3

I am new in using keras for my project. I have been working with generator in my model.

I am literally confused what value should i input

1) In fit_generator : steps_per_epoch & validation_steps ?

2) evaluate_generator : steps ?

3) predict_generator : steps ?

I have referred keras documentation and few other stack1, stack2 questions. I cannot able to understand. Better I can provide the example of my data shape what I am currently working and follow my questions accordingly. Also, please correct if my understanding is wrong

model.fit_generator(trainGen, steps_per_epoch=25, epochs = 100, validation_data=ValGen, validation_steps= 4)

Q1: For every epoch, there were 25 steps. For each step trainGen yields a tuple of shape (244*100*4, 244*100*2) and perform training.

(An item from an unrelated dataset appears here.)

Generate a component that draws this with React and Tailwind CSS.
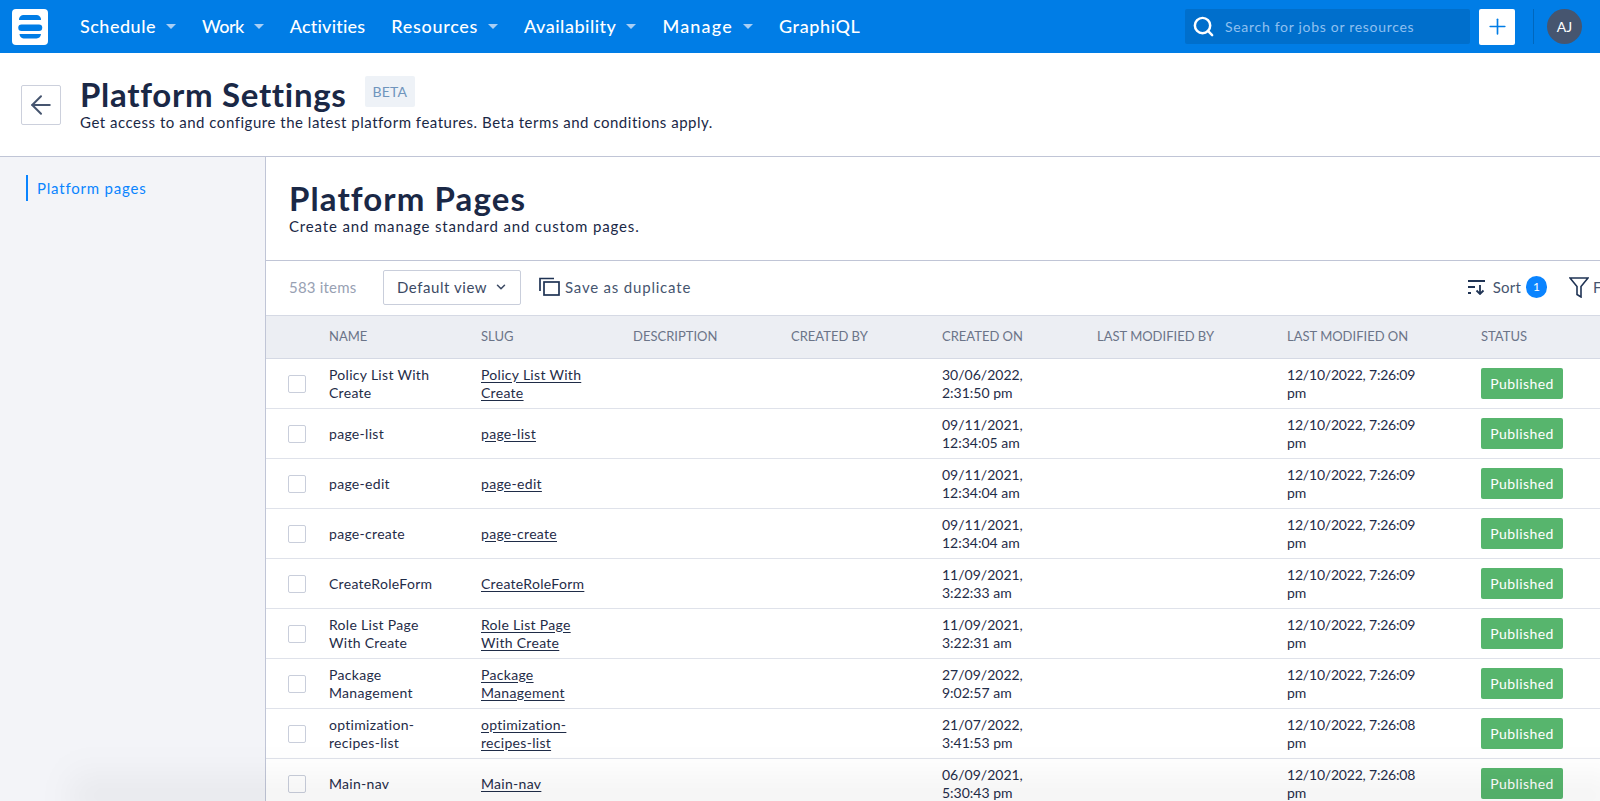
import { ArrowLeft, Search, Plus, ChevronDown } from "lucide-react";

const font = "font-['Lato','Liberation_Sans',sans-serif]";

const navItems = [
  { label: "Schedule", caret: true, track: "tracking-[0.5px]" },
  { label: "Work", caret: true, track: "tracking-[-0.5px]" },
  { label: "Activities", track: "tracking-[0.2px]" },
  { label: "Resources", caret: true, track: "tracking-[0.7px]" },
  { label: "Availability", caret: true, track: "tracking-[0.5px]" },
  { label: "Manage", caret: true, track: "tracking-[1.2px]" },
  { label: "GraphiQL", track: "tracking-[0.6px]" },
];

const rows = [
  ["Policy List With\nCreate", "30/06/2022,\n2:31:50 pm", "7:26:09"],
  ["page-list", "09/11/2021,\n12:34:05 am", "7:26:09"],
  ["page-edit", "09/11/2021,\n12:34:04 am", "7:26:09"],
  ["page-create", "09/11/2021,\n12:34:04 am", "7:26:09"],
  ["CreateRoleForm", "11/09/2021,\n3:22:33 am", "7:26:09"],
  ["Role List Page\nWith Create", "11/09/2021,\n3:22:31 am", "7:26:09"],
  ["Package\nManagement", "27/09/2022,\n9:02:57 am", "7:26:09"],
  ["optimization-\nrecipes-list", "21/07/2022,\n3:41:53 pm", "7:26:08"],
  ["Main-nav", "06/09/2021,\n5:30:43 pm", "7:26:08"],
];

const cols = "grid grid-cols-[63px_152px_152px_158px_151px_155px_190px_194px_1fr] items-center";

function Logo() {
  return (
    <div className="flex h-[36px] w-[36px] shrink-0 items-center justify-center rounded-[4px] bg-white">
      <svg width="36" height="36" viewBox="0 0 36 36" fill="#007de6">
        <path d="M11 6h14a4.5 4.5 0 0 1 4 5H7a4.5 4.5 0 0 1 4-5Z" />
        <path d="M9.5 15.5H27a3.2 3.2 0 0 1 0 6.5H9.5a3.2 3.2 0 0 1 0-6.5Z" />
        <path d="M7.5 25H29a5 5 0 0 1-4.5 4.5h-13A5 5 0 0 1 7.5 25Z" />
      </svg>
    </div>
  );
}

function TopBar() {
  return (
    <header className="flex h-[53px] shrink-0 items-center bg-[#007de6] pl-[12px] pr-[18px] text-white">
      <Logo />
      <nav className="ml-[32px] flex items-center gap-[26px] text-[18px] font-medium">
        {navItems.map((item) => (
          <div key={item.label} className="flex items-center gap-[10px]">
            <span className={item.track}>{item.label}</span>
            {item.caret && <span className="h-0 w-0 border-x-[5px] border-t-[5px] border-x-transparent border-t-[#a8cff5]" />}
          </div>
        ))}
      </nav>
      <div className="ml-auto flex h-[35px] w-[285px] items-center gap-[10px] rounded-[2px] bg-[#006fcc] pl-[7px]">
        <Search size={23} strokeWidth={2.6} className="text-white" />
        <span className="text-[14px] tracking-[0.7px] text-[#8fc0f0]">Search for jobs or resources</span>
      </div>
      <button className="ml-[9px] flex h-[36px] w-[36px] items-center justify-center rounded-[2px] bg-white text-[#007de6]">
        <Plus size={25} strokeWidth={1.6} />
      </button>
      <div className="ml-[18px] h-[35px] w-px bg-[#0067bd]" />
      <div className="ml-[13px] flex h-[35px] w-[35px] items-center justify-center rounded-full bg-[#46556f] text-[14px] text-white">AJ</div>
    </header>
  );
}

function PageHeader() {
  return (
    <section className="flex h-[104px] shrink-0 border-b border-[#c0c5d6] pl-[21px]">
      <button className="mt-[32px] flex h-[40px] w-[40px] items-center justify-center rounded-[2px] border border-[#ccd0dc] text-[#46556f]">
        <ArrowLeft size={30} strokeWidth={1.6} />
      </button>
      <div className="ml-[19px] pt-[22px]">
        <div className="flex items-start">
          <h1 className="text-[33px] font-bold leading-[38px] tracking-[0.7px] text-[#1a2846]">Platform Settings</h1>
          <span className="ml-[18px] mt-[1px] flex h-[31px] items-center rounded-[2px] bg-[#eef2f7] px-[8px] text-[14px] tracking-[0.2px] text-[#6f95bd]">BETA</span>
        </div>
        <p className="text-[15px] leading-[18px] tracking-[0.52px] text-[#1a2846]">Get access to and configure the latest platform features. Beta terms and conditions apply.</p>
      </div>
    </section>
  );
}

function Toolbar() {
  return (
    <div className="flex h-[54px] shrink-0 items-center pb-[2px] pl-[23px] text-[15px] tracking-[0.2px]">
      <span className="w-[70px] text-[#98a1b3]">583 items</span>
      <div className="ml-[24px] flex h-[35px] w-[138px] items-center justify-between rounded-[2px] border border-[#c9cedb] pl-[13px] pr-[12px] tracking-[0.55px] text-[#3c4a64]">
        <span>Default view</span>
        <ChevronDown size={14} strokeWidth={2.6} />
      </div>
      <svg className="ml-[18px] text-[#1f3354]" width="22" height="20" viewBox="0 0 22 20" fill="none" stroke="currentColor" strokeWidth="1.7">
        <path d="M1 14V1.5h14" />
        <rect x="5" y="5" width="15" height="13" />
      </svg>
      <span className="ml-[4px] tracking-[0.8px] text-[#46556f]">Save as duplicate</span>
      <div className="ml-auto flex items-center">
        <svg className="text-[#1f3354]" width="19" height="16" viewBox="0 0 19 16" fill="none" stroke="currentColor" strokeWidth="1.8">
          <path d="M1 2h17M1 8h7M1 14h3M13 6v9M9.5 11.5 13 15l3.5-3.5" />
        </svg>
        <span className="ml-[7px] text-[#46556f]">Sort</span>
        <span className="ml-[5px] flex h-[22px] w-[21px] items-center justify-center rounded-full bg-[#0a84ff] text-[12px] text-white">1</span>
        <svg className="ml-[22px] mr-[-4px] text-[#1f3354]" width="20" height="21" viewBox="0 0 20 21" fill="none" stroke="currentColor" strokeWidth="1.6">
          <path d="M1 1h18l-7 8.5V20l-4-2.5v-8Z" />
        </svg>
        <span className="ml-[8px] w-[7px] overflow-hidden text-[#46556f]">Filter</span>
      </div>
    </div>
  );
}

function TableHeader() {
  const heads = ["NAME", "SLUG", "DESCRIPTION", "CREATED BY", "CREATED ON", "LAST MODIFIED BY", "LAST MODIFIED ON", "STATUS"];
  return (
    <div className={`${cols} h-[44px] shrink-0 border-y border-[#d5d9e4] bg-[#eceef3] text-[13px] text-[#6b7488]`}>
      <div />
      {heads.map((h) => (
        <div key={h}>{h}</div>
      ))}
    </div>
  );
}

function Row({ name, created, time }) {
  return (
    <div className={`${cols} h-[50px] shrink-0 border-b border-[#dfe2ea] text-[14px] leading-[18px] text-[#1f2c48]`}>
      <div className="pl-[22px]">
        <div className="h-[18px] w-[18px] rounded-[2px] border border-[#c9cedb] bg-white" />
      </div>
      <div className="whitespace-pre-line tracking-[0.3px]">{name}</div>
      <div className="whitespace-pre-line tracking-[0.3px] underline underline-offset-2">{name}</div>
      <div />
      <div />
      <div className="whitespace-pre-line">{created}</div>
      <div />
      <div className="tracking-[-0.2px]">
        12/10/2022, {time}
        <br />
        pm
      </div>
      <div className="flex h-[31px] w-[82px] items-center justify-center rounded-[2px] bg-[#57b56d] tracking-[0.4px] text-white">Published</div>
    </div>
  );
}

export default function App() {
  return (
    <div className={`${font} relative flex h-[801px] w-[1600px] flex-col overflow-hidden bg-white`}>
      <TopBar />
      <PageHeader />
      <div className="flex min-h-0 flex-1">
        <aside className="w-[266px] shrink-0 border-r border-[#c0c5d6] bg-[#f3f4f8] pl-[26px] pt-[18px]">
          <div className="flex h-[26px] items-center border-l-2 border-[#0a84ff] pl-[9px] text-[15px] tracking-[0.8px] text-[#0a84ff]">Platform pages</div>
        </aside>
        <main className="flex min-w-0 flex-1 flex-col">
          <div className="h-[104px] shrink-0 border-b border-[#c0c5d6] pl-[23px] pt-[22px]">
            <h2 className="text-[33px] font-bold leading-[38px] tracking-[1.1px] text-[#1a2846]">Platform Pages</h2>
            <p className="text-[15px] leading-[19px] tracking-[0.85px] text-[#1a2846]">Create and manage standard and custom pages.</p>
          </div>
          <Toolbar />
          <TableHeader />
          {rows.map((r) => (
            <Row key={r[0]} name={r[0]} created={r[1]} time={r[2]} />
          ))}
        </main>
      </div>
      <div className="pointer-events-none absolute -bottom-[10px] left-[70px] -right-[20px] h-[50px] bg-gradient-to-b from-transparent to-[#00000012] blur-lg" />
    </div>
  );
}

What will be my batch_size and batches if my steps_per_epoch is 25 ?

Q2: I understood that val_acc and val_loss will be calculated at the end of 25th step of the an epoch. I choose my validation_steps = 4. So ValGen yields a tuple of shape (30*100*4, 30*100*2) 4 times at the end of 25th step of an epoch

I have chosen arbitrarily validation_steps = 4. But how to choose correct number of validation_steps ? How does val_loss & val_acc calculated ? (calculate the mean 4 times either as single batch or using batch_size)

Q3: Say for example in evaluate_generator & predict_generator, my Generator yields a tuple shape (30*100*4, 30*100*2) for both.

How to choose the correct number for steps argument for both evaluate_generator & predict_generator ? In keras document it is mentioned as Total number of steps (batches of samples) to yield from generator before stopping ? In my case what will the batches of samples ?

If any additional information required let me know.

Mari
  • 698
  • 1
  • 8
  • 27

1 Answers1

3

Steps are not a parameter that you "choose", you can compute it as:

steps = number of samples / batch size

So here the only parameter that you are free to choose is the batch size, which is chosen to a value where the model does not run out of memory while training. Typical values are between 32 and 64.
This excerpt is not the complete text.